start PROVIDED DATA

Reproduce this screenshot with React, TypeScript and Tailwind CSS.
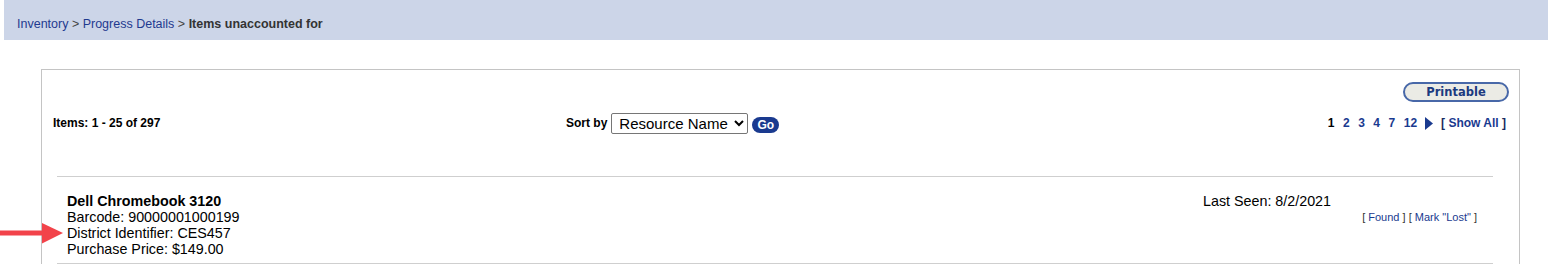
const font = { fontFamily: '"Liberation Sans", Arial, sans-serif' };

const RedArrow = () => (
  <svg
    className="absolute left-0 top-[223px]"
    width="64"
    height="21"
    viewBox="0 0 64 21"
  >
    <rect x="0" y="7.5" width="44" height="5" fill="#f2434a" />
    <polygon points="42,0 63,10 42,20.5" fill="#f2434a" />
  </svg>
);

const Breadcrumb = () => (
  <div className="ml-[4px] h-[40px] bg-[#ccd5e8] pl-[13px] pt-[17px] text-[12.5px] leading-[14px] text-[#333]">
    <a className="text-[#1f3a8f]" href="#">
      Inventory
    </a>
    <span className="text-[#444]"> &gt; </span>
    <a className="text-[#1f3a8f]" href="#">
      Progress Details
    </a>
    <span className="text-[#444]"> &gt; </span>
    <span className="font-bold">Items unaccounted for</span>
  </div>
);

const Pager = () => (
  <div className="flex items-center text-[12px] font-bold leading-[14px]">
    <div className="flex gap-[8.5px]">
      <span className="text-black">1</span>
      {["2", "3", "4", "7", "12"].map((p) => (
        <a key={p} href="#" className="text-[#1a3a8f]">
          {p}
        </a>
      ))}
    </div>
    <svg width="9" height="13" viewBox="0 0 9 13" className="ml-[8px]">
      <polygon points="0,0 8,6.5 0,13" fill="#1a3a8f" />
    </svg>
    <span className="ml-[7px] text-[#1a3a8f]">
      <span className="text-[#1a2a5f]">[</span> Show All{" "}
      <span className="text-[#1a2a5f]">]</span>
    </span>
  </div>
);

const ItemRow = () => (
  <div className="flex border-b border-[#cfcfcf] pb-[6px] pl-[10px] pt-[16px] text-[14.3px] leading-[16px] text-black">
    <div className="flex-1">
      <div className="font-bold">Dell Chromebook 3120</div>
      <div>Barcode: 90000001000199</div>
      <div>District Identifier: CES457</div>
      <div>Purchase Price: $149.00</div>
    </div>
    <div className="mr-[16px] w-[274px]">
      <div>Last Seen: 8/2/2021</div>
      <div className="mt-[1px] text-right text-[11px] leading-[14px] text-[#1a3a8f]">
        <span className="text-[#333]">[ </span>
        <a href="#">Found</a>
        <span className="text-[#333]"> ] [ </span>
        <a href="#">Mark "Lost"</a>
        <span className="text-[#333]"> ]</span>
      </div>
    </div>
  </div>
);

export default function App() {
  return (
    <div className="relative h-[264px] overflow-hidden bg-white" style={font}>
      <Breadcrumb />

      <div className="ml-[41px] mr-[28px] mt-[29px] border border-b-0 border-[#c4c4c4] pb-[40px]">
        <div className="flex justify-end pr-[10px] pt-[12px]">
          <button
            className="h-[20px] w-[106px] rounded-full border-2 border-[#4868a8] bg-[#ebebe5] text-[12px] font-bold leading-[16px] text-[#1c3a80]"
            style={{ fontFamily: '"DejaVu Sans", Verdana, sans-serif', fontSize: 11.5 }}
          >
            Printable
          </button>
        </div>

        <div className="mt-[10px] flex h-[22px] items-center pl-[11px] pr-[13px]">
          <div className="w-[513px] text-[12px] font-bold text-black">
            Items: 1 - 25 of 297
          </div>
          <div className="flex items-center text-[12px] font-bold text-black">
            <span>Sort by</span>
            <select className="ml-[4px] h-[21px] w-[137px] rounded-[2px] border border-[#767676] bg-white pl-[3px] text-[15px] font-normal leading-[19px] text-black">
              <option>Resource Name</option>
            </select>
            <button className="ml-[4px] mt-[4px] h-[16px] w-[27px] rounded-full bg-[#1a3a8f] text-[12px] font-bold leading-[16px] text-white">
              Go
            </button>
          </div>
          <div className="flex flex-1 justify-end">
            <Pager />
          </div>
        </div>

        <div className="ml-[15px] mr-[26px] mt-[42px] border-t border-[#cfcfcf]">
          <ItemRow />
        </div>
      </div>

      <RedArrow />
    </div>
  );
}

end PROVIDED DATA

Transcribe the full listing above exactly as it stands, minus the pictures.

Reproduce this screenshot with React, TypeScript and Tailwind CSS.
const font = { fontFamily: '"Liberation Sans", Arial, sans-serif' };

const RedArrow = () => (
  <svg
    className="absolute left-0 top-[223px]"
    width="64"
    height="21"
    viewBox="0 0 64 21"
  >
    <rect x="0" y="7.5" width="44" height="5" fill="#f2434a" />
    <polygon points="42,0 63,10 42,20.5" fill="#f2434a" />
  </svg>
);

const Breadcrumb = () => (
  <div className="ml-[4px] h-[40px] bg-[#ccd5e8] pl-[13px] pt-[17px] text-[12.5px] leading-[14px] text-[#333]">
    <a className="text-[#1f3a8f]" href="#">
      Inventory
    </a>
    <span className="text-[#444]"> &gt; </span>
    <a className="text-[#1f3a8f]" href="#">
      Progress Details
    </a>
    <span className="text-[#444]"> &gt; </span>
    <span className="font-bold">Items unaccounted for</span>
  </div>
);

const Pager = () => (
  <div className="flex items-center text-[12px] font-bold leading-[14px]">
    <div className="flex gap-[8.5px]">
      <span className="text-black">1</span>
      {["2", "3", "4", "7", "12"].map((p) => (
        <a key={p} href="#" className="text-[#1a3a8f]">
          {p}
        </a>
      ))}
    </div>
    <svg width="9" height="13" viewBox="0 0 9 13" className="ml-[8px]">
      <polygon points="0,0 8,6.5 0,13" fill="#1a3a8f" />
    </svg>
    <span className="ml-[7px] text-[#1a3a8f]">
      <span className="text-[#1a2a5f]">[</span> Show All{" "}
      <span className="text-[#1a2a5f]">]</span>
    </span>
  </div>
);

const ItemRow = () => (
  <div className="flex border-b border-[#cfcfcf] pb-[6px] pl-[10px] pt-[16px] text-[14.3px] leading-[16px] text-black">
    <div className="flex-1">
      <div className="font-bold">Dell Chromebook 3120</div>
      <div>Barcode: 90000001000199</div>
      <div>District Identifier: CES457</div>
      <div>Purchase Price: $149.00</div>
    </div>
    <div className="mr-[16px] w-[274px]">
      <div>Last Seen: 8/2/2021</div>
      <div className="mt-[1px] text-right text-[11px] leading-[14px] text-[#1a3a8f]">
        <span className="text-[#333]">[ </span>
        <a href="#">Found</a>
        <span className="text-[#333]"> ] [ </span>
        <a href="#">Mark "Lost"</a>
        <span className="text-[#333]"> ]</span>
      </div>
    </div>
  </div>
);

export default function App() {
  return (
    <div className="relative h-[264px] overflow-hidden bg-white" style={font}>
      <Breadcrumb />

      <div className="ml-[41px] mr-[28px] mt-[29px] border border-b-0 border-[#c4c4c4] pb-[40px]">
        <div className="flex justify-end pr-[10px] pt-[12px]">
          <button
            className="h-[20px] w-[106px] rounded-full border-2 border-[#4868a8] bg-[#ebebe5] text-[12px] font-bold leading-[16px] text-[#1c3a80]"
            style={{ fontFamily: '"DejaVu Sans", Verdana, sans-serif', fontSize: 11.5 }}
          >
            Printable
          </button>
        </div>

        <div className="mt-[10px] flex h-[22px] items-center pl-[11px] pr-[13px]">
          <div className="w-[513px] text-[12px] font-bold text-black">
            Items: 1 - 25 of 297
          </div>
          <div className="flex items-center text-[12px] font-bold text-black">
            <span>Sort by</span>
            <select className="ml-[4px] h-[21px] w-[137px] rounded-[2px] border border-[#767676] bg-white pl-[3px] text-[15px] font-normal leading-[19px] text-black">
              <option>Resource Name</option>
            </select>
            <button className="ml-[4px] mt-[4px] h-[16px] w-[27px] rounded-full bg-[#1a3a8f] text-[12px] font-bold leading-[16px] text-white">
              Go
            </button>
          </div>
          <div className="flex flex-1 justify-end">
            <Pager />
          </div>
        </div>

        <div className="ml-[15px] mr-[26px] mt-[42px] border-t border-[#cfcfcf]">
          <ItemRow />
        </div>
      </div>

      <RedArrow />
    </div>
  );
}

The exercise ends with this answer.